Signature: \underline{\makebox[2in][l]{}}

Date: \underline{\makebox[1in][l]{}}

\end{document}
</xsl:text>
</xsl:template>
</xsl:stylesheet>

LaTeX is based on Don Knuth's TeX typesetting system. It's serious business: Turing-complete and designed specifically for the needs of the world's most demanding typographical experts.

For a while I thought about merging the bug and svn data here in LaTeX. My TeX-hacking skills are very weak now so I had in mind the python package. As I escaped for XSL the escape for LaTeX of the escape for Python of the LaTeX output I wanted, I thought I was probably making a mistake. LaTeX is great for typesetting, and capable of general computation, but it's awkward to express the heavy-lifting there (even in an embedded language). The python package is probably better used tactically, for simple comprehensions and the like -- not for elaborating significantly on the structure of the LaTeX markup.

We must compile LaTeX to obtain our output (normally PostScript or PDF). I use a perl script, latexmk, to manage the multi-phase compilation process and keep track of cleaning up the intermediate products.

So we want to combine (((xml and Buzilla) by python to xml) and xsl) by xslt to LaTeX by latexmk to PDF). We need to process our inputs and intermediate products in topological order; this is a build process. I've used make before, but it's a bit crufty. I prefer NAnt, whose XML syntax is more explicit and discoverable. From what I've seen of rake, I like it better than NAnt. NAnt's a priori boundary between its implementation and your build specification is confining. Rake draws no distinction between itself and your build specification.

# -*- mode: ruby -*-
# Render modifications as beautiful
# (or hideous!) PDF
#
# sample invocation:
# rake latexmk=vendor/latexmk/latexmk.pl modifications.pdf

require 'rake/clean'
require 'rexml/document'
require 'rexml/xpath'

transform = "#{ENV['transform'] || 'vendor/saxonb9-1-0-7n/bin/Transform.exe'}"
latexmk = "#{ENV['latexmk'] || 'vendor/latexmk/latexmk.pl'}"

modifications_xml = "#{ENV['modifications_xml'] || '../Artifacts/modifications.xml'}"

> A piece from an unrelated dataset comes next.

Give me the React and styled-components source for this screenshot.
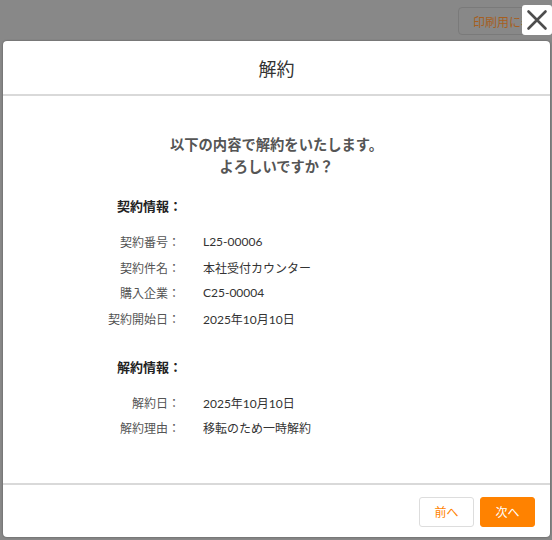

task :default => 'modifications.pdf'

task :clean => ['clobberhelper'] do
end

task :clobber => ['clobberhelper'] do
end

def contains_clobber(ts)
ts.each { |i|
return true if (i == 'clobber') || contains_clobber(Rake::Task[i].prerequisites)
}
return false
end

task :clobberhelper do |t|
if contains_clobber(Rake::application().top_level())
sh latexmk, '-C'
else
sh latexmk, '-c'
end
end

file 'modifications.tex' => [modifications_xml, 'modifications.xsl'] do |t|
xsl_params = {}
begin
f = File.new('modifications.xsl')
doc = REXML::Document.new(f)
REXML::XPath.each(doc.root, 'xsl:param', {'xsl' => 'http://www.w3.org/1999/XSL/Transform'}) do |elt|
xsl_params[elt.attributes['name']] = ENV[elt.attributes['name']] || elt.text
end
ensure
f.close unless f.nil?
end
xsl_args = xsl_params.inject([]){ |accum, (key, value)|
accum << "#{key}=#{value}"
}
sh transform, "-s:#{modifications_xml}", '-xsl:modifications.xsl', '-o:modifications.tex', *xsl_args
end
CLEAN.include('modifications.tex')

file 'modifications.pdf' => ['modifications.tex'] do |t|
sh latexmk, '-pdf', 'modifications.tex'
end

If you don't know about rake, one point of confusion is that rake clean conventionally means "remove intermediates" while rake clobber means "remove intermediate and final outputs".

With my use of latexmk, I encountered a technical problem in the implementation of the standard clean and clobber rake tasks: latexmk needs the .tex file to decide what to clean up, but rake wants to clean (removing the .tex) before it clobbers. I needed to let latexmk do its job before clean, and latexmk needs to know whether to clean up the PDF or just the intermediates. My solution was to add a dependency clobberhelper for the clean task to call latexmk's cleanup routine. clobberhelper searches rake's dependency graph for clobber in order to decide how to call latexmk.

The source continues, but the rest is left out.